WRITTEN EXERCISE -
Repeat the material verbatim. Images are excluded from the copy.

Entries from a dataset:
◆ ◆ ◆

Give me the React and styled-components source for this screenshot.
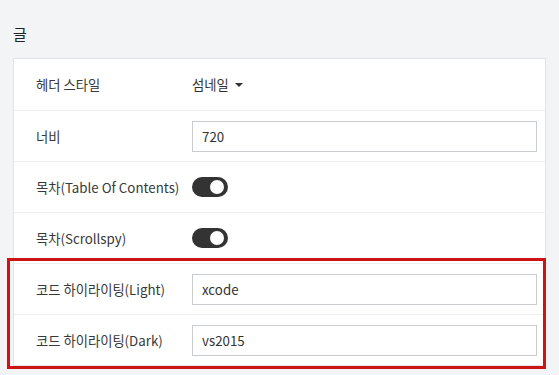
import React from 'react'
import styled, {createGlobalStyle} from 'styled-components'

const Global = createGlobalStyle`
  html, body {
    margin: 0;
    background: #f3f4f6;
    font-family: "Noto Sans CJK KR", "Noto Sans", sans-serif;
    color: #333;
  }
`

const Page = styled.div`
  padding: 22px 11px 11px 13px;
`

const Title = styled.h2`
  font-size: 15px;
  font-weight: 400;
  line-height: 24px;
  margin: 0 0 12px;
  color: #222;
`

const Card = styled.div`
  background: #fff;
  border: 1px solid #dfe4e8;
  width: 533px;
  box-sizing: border-box;
`

const Row = styled.div`
  display: flex;
  align-items: center;
  height: 51px;
  padding: 0 8px 0 22px;
  border-top: ${({first}) => (first ? 'none' : '1px solid #eef0f2')};
  box-sizing: border-box;
  font-size: 13.3px;
`

const Label = styled.div`
  width: 156px;
  flex: none;
  color: #383838;
`

const Input = styled.input`
  flex: 1;
  height: 31px;
  box-sizing: border-box;
  border: 1px solid #c9cdd0;
  padding: 0 9px;
  font: inherit;
  font-size: 13.3px;
  color: #333;
  outline: none;
`

const Select = styled.div`
  display: flex;
  align-items: center;
  gap: 6px;
  color: #333;
`

const Caret = styled.span`
  width: 0;
  height: 0;
  border-left: 4px solid transparent;
  border-right: 4px solid transparent;
  border-top: 4px solid #333;
  margin-top: 1px;
`

const Toggle = styled.span`
  position: relative;
  width: 36px;
  height: 20px;
  border-radius: 10px;
  background: #333;
  display: inline-block;

  &::after {
    content: '';
    position: absolute;
    top: 3px;
    right: 4px;
    width: 14px;
    height: 14px;
    border-radius: 50%;
    background: #fff;
  }
`

const Highlight = styled.div`
  position: relative;

  &::after {
    content: '';
    position: absolute;
    left: -7px;
    right: -1px;
    top: -5px;
    bottom: -4px;
    border: 3px solid #cc1414;
    pointer-events: none;
  }
`

export default function App() {
  return (
    <>
      <Global />
      <Page>
        <Title>글</Title>
        <Card>
          <Row first>
            <Label>헤더 스타일</Label>
            <Select>섬네일 <Caret /></Select>
          </Row>
          <Row>
            <Label>너비</Label>
            <Input defaultValue="720" />
          </Row>
          <Row>
            <Label>목차(Table Of Contents)</Label>
            <Toggle />
          </Row>
          <Row>
            <Label>목차(Scrollspy)</Label>
            <Toggle />
          </Row>
          <Highlight>
            <Row>
              <Label>코드 하이라이팅(Light)</Label>
              <Input defaultValue="xcode" />
            </Row>
            <Row>
              <Label>코드 하이라이팅(Dark)</Label>
              <Input defaultValue="vs2015" />
            </Row>
          </Highlight>
        </Card>
      </Page>
    </>
  )
}
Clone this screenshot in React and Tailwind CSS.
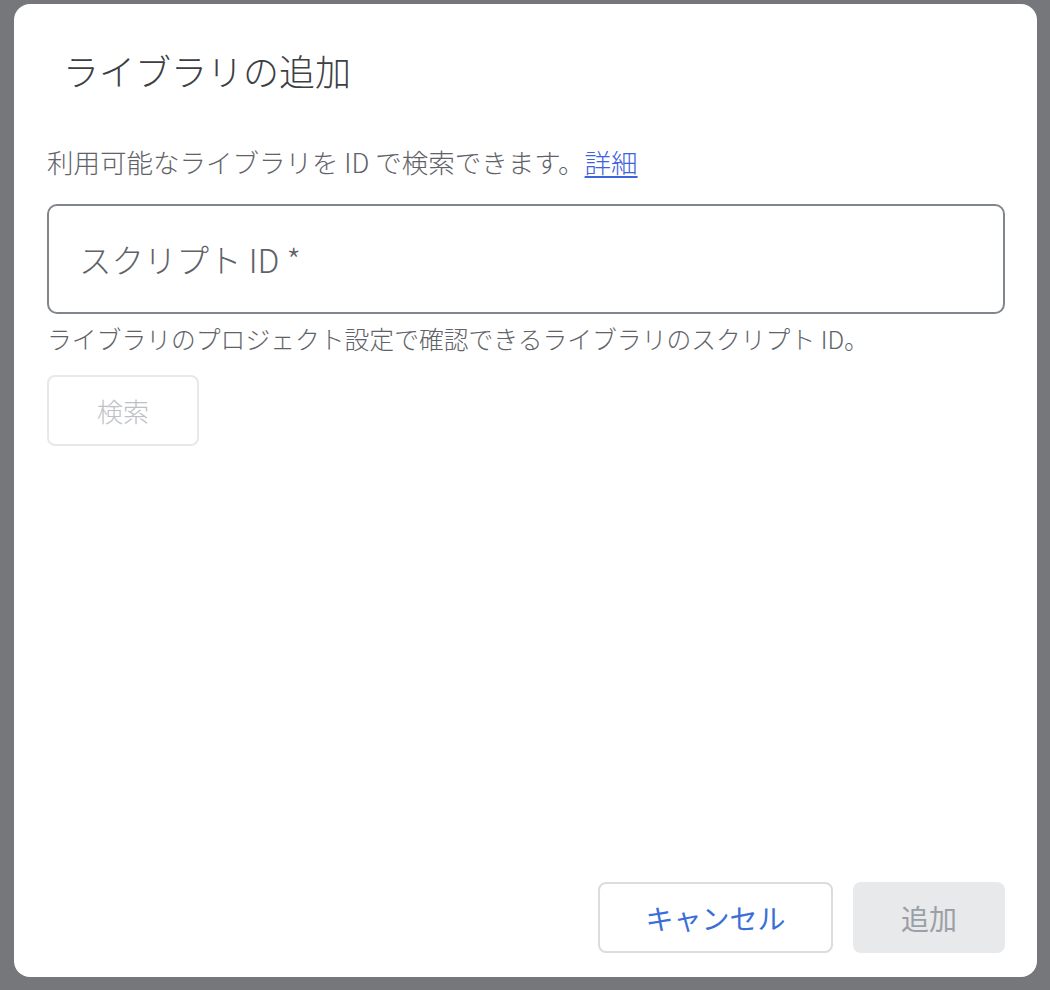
import React from "react";

export default function App() {
  const font = { fontFamily: '"Noto Sans CJK JP", "Noto Sans", sans-serif' };
  return (
    <div
      className="w-[1050px] h-[990px] bg-[#76777a] pt-[4px] pl-[14px] pr-[13px] pb-[13px] flex"
      style={font}
    >
      <div className="flex-1 bg-white rounded-[16px] flex flex-col pl-[33px] pr-[32px] pt-[45px] pb-[24px]">
        <h1 className="pl-[16px] text-[36px] leading-[42px] text-[#3c4043] font-light">
          ライブラリの追加
        </h1>
        <p className="mt-[55px] text-[26.5px] leading-[32px] text-[#5f6368] font-light">
          利用可能なライブラリを ID で検索できます。
          <a href="#" className="text-[#3e63dd] underline underline-offset-[3px]">
            詳細
          </a>
        </p>
        <div className="mt-[26px] h-[110px] border-2 border-[#80868b] rounded-[10px] flex items-center pl-[30px]">
          <span className="text-[32.5px] leading-[38px] text-[#5f6368] font-light">スクリプト ID *</span>
        </div>
        <p className="mt-[9px] text-[24.8px] leading-[30px] text-[#5f6368] font-light">
          ライブラリのプロジェクト設定で確認できるライブラリのスクリプト ID。
        </p>
        <div className="mt-[22px]">
          <button className="w-[152px] h-[71px] border-2 border-[#e6e8ea] rounded-[8px] text-[26px] text-[#bdc1c6] bg-white font-light">
            検索
          </button>
        </div>
        <div className="flex-1" />
        <div className="flex justify-end gap-[20px]">
          <button className="w-[235px] h-[71px] border-2 border-[#dadce0] rounded-[8px] text-[28px] text-[#3b6fd8] bg-white">
            キャンセル
          </button>
          <button className="w-[152px] h-[71px] rounded-[8px] text-[28px] text-[#9aa0a6] bg-[#e8e9ea]">
            追加
          </button>
        </div>
      </div>
    </div>
  );
}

◆ ◆ ◆

CORRECT ANSWER -
Give me the React and styled-components source for this screenshot.
import React from 'react'
import styled, {createGlobalStyle} from 'styled-components'

const Global = createGlobalStyle`
  html, body {
    margin: 0;
    background: #f3f4f6;
    font-family: "Noto Sans CJK KR", "Noto Sans", sans-serif;
    color: #333;
  }
`

const Page = styled.div`
  padding: 22px 11px 11px 13px;
`

const Title = styled.h2`
  font-size: 15px;
  font-weight: 400;
  line-height: 24px;
  margin: 0 0 12px;
  color: #222;
`

const Card = styled.div`
  background: #fff;
  border: 1px solid #dfe4e8;
  width: 533px;
  box-sizing: border-box;
`

const Row = styled.div`
  display: flex;
  align-items: center;
  height: 51px;
  padding: 0 8px 0 22px;
  border-top: ${({first}) => (first ? 'none' : '1px solid #eef0f2')};
  box-sizing: border-box;
  font-size: 13.3px;
`

const Label = styled.div`
  width: 156px;
  flex: none;
  color: #383838;
`

const Input = styled.input`
  flex: 1;
  height: 31px;
  box-sizing: border-box;
  border: 1px solid #c9cdd0;
  padding: 0 9px;
  font: inherit;
  font-size: 13.3px;
  color: #333;
  outline: none;
`

const Select = styled.div`
  display: flex;
  align-items: center;
  gap: 6px;
  color: #333;
`

const Caret = styled.span`
  width: 0;
  height: 0;
  border-left: 4px solid transparent;
  border-right: 4px solid transparent;
  border-top: 4px solid #333;
  margin-top: 1px;
`

const Toggle = styled.span`
  position: relative;
  width: 36px;
  height: 20px;
  border-radius: 10px;
  background: #333;
  display: inline-block;

  &::after {
    content: '';
    position: absolute;
    top: 3px;
    right: 4px;
    width: 14px;
    height: 14px;
    border-radius: 50%;
    background: #fff;
  }
`

const Highlight = styled.div`
  position: relative;

  &::after {
    content: '';
    position: absolute;
    left: -7px;
    right: -1px;
    top: -5px;
    bottom: -4px;
    border: 3px solid #cc1414;
    pointer-events: none;
  }
`

export default function App() {
  return (
    <>
      <Global />
      <Page>
        <Title>글</Title>
        <Card>
          <Row first>
            <Label>헤더 스타일</Label>
            <Select>섬네일 <Caret /></Select>
          </Row>
          <Row>
            <Label>너비</Label>
            <Input defaultValue="720" />
          </Row>
          <Row>
            <Label>목차(Table Of Contents)</Label>
            <Toggle />
          </Row>
          <Row>
            <Label>목차(Scrollspy)</Label>
            <Toggle />
          </Row>
          <Highlight>
            <Row>
              <Label>코드 하이라이팅(Light)</Label>
              <Input defaultValue="xcode" />
            </Row>
            <Row>
              <Label>코드 하이라이팅(Dark)</Label>
              <Input defaultValue="vs2015" />
            </Row>
          </Highlight>
        </Card>
      </Page>
    </>
  )
}
Clone this screenshot in React and Tailwind CSS.
import React from "react";

export default function App() {
  const font = { fontFamily: '"Noto Sans CJK JP", "Noto Sans", sans-serif' };
  return (
    <div
      className="w-[1050px] h-[990px] bg-[#76777a] pt-[4px] pl-[14px] pr-[13px] pb-[13px] flex"
      style={font}
    >
      <div className="flex-1 bg-white rounded-[16px] flex flex-col pl-[33px] pr-[32px] pt-[45px] pb-[24px]">
        <h1 className="pl-[16px] text-[36px] leading-[42px] text-[#3c4043] font-light">
          ライブラリの追加
        </h1>
        <p className="mt-[55px] text-[26.5px] leading-[32px] text-[#5f6368] font-light">
          利用可能なライブラリを ID で検索できます。
          <a href="#" className="text-[#3e63dd] underline underline-offset-[3px]">
            詳細
          </a>
        </p>
        <div className="mt-[26px] h-[110px] border-2 border-[#80868b] rounded-[10px] flex items-center pl-[30px]">
          <span className="text-[32.5px] leading-[38px] text-[#5f6368] font-light">スクリプト ID *</span>
        </div>
        <p className="mt-[9px] text-[24.8px] leading-[30px] text-[#5f6368] font-light">
          ライブラリのプロジェクト設定で確認できるライブラリのスクリプト ID。
        </p>
        <div className="mt-[22px]">
          <button className="w-[152px] h-[71px] border-2 border-[#e6e8ea] rounded-[8px] text-[26px] text-[#bdc1c6] bg-white font-light">
            検索
          </button>
        </div>
        <div className="flex-1" />
        <div className="flex justify-end gap-[20px]">
          <button className="w-[235px] h-[71px] border-2 border-[#dadce0] rounded-[8px] text-[28px] text-[#3b6fd8] bg-white">
            キャンセル
          </button>
          <button className="w-[152px] h-[71px] rounded-[8px] text-[28px] text-[#9aa0a6] bg-[#e8e9ea]">
            追加
          </button>
        </div>
      </div>
    </div>
  );
}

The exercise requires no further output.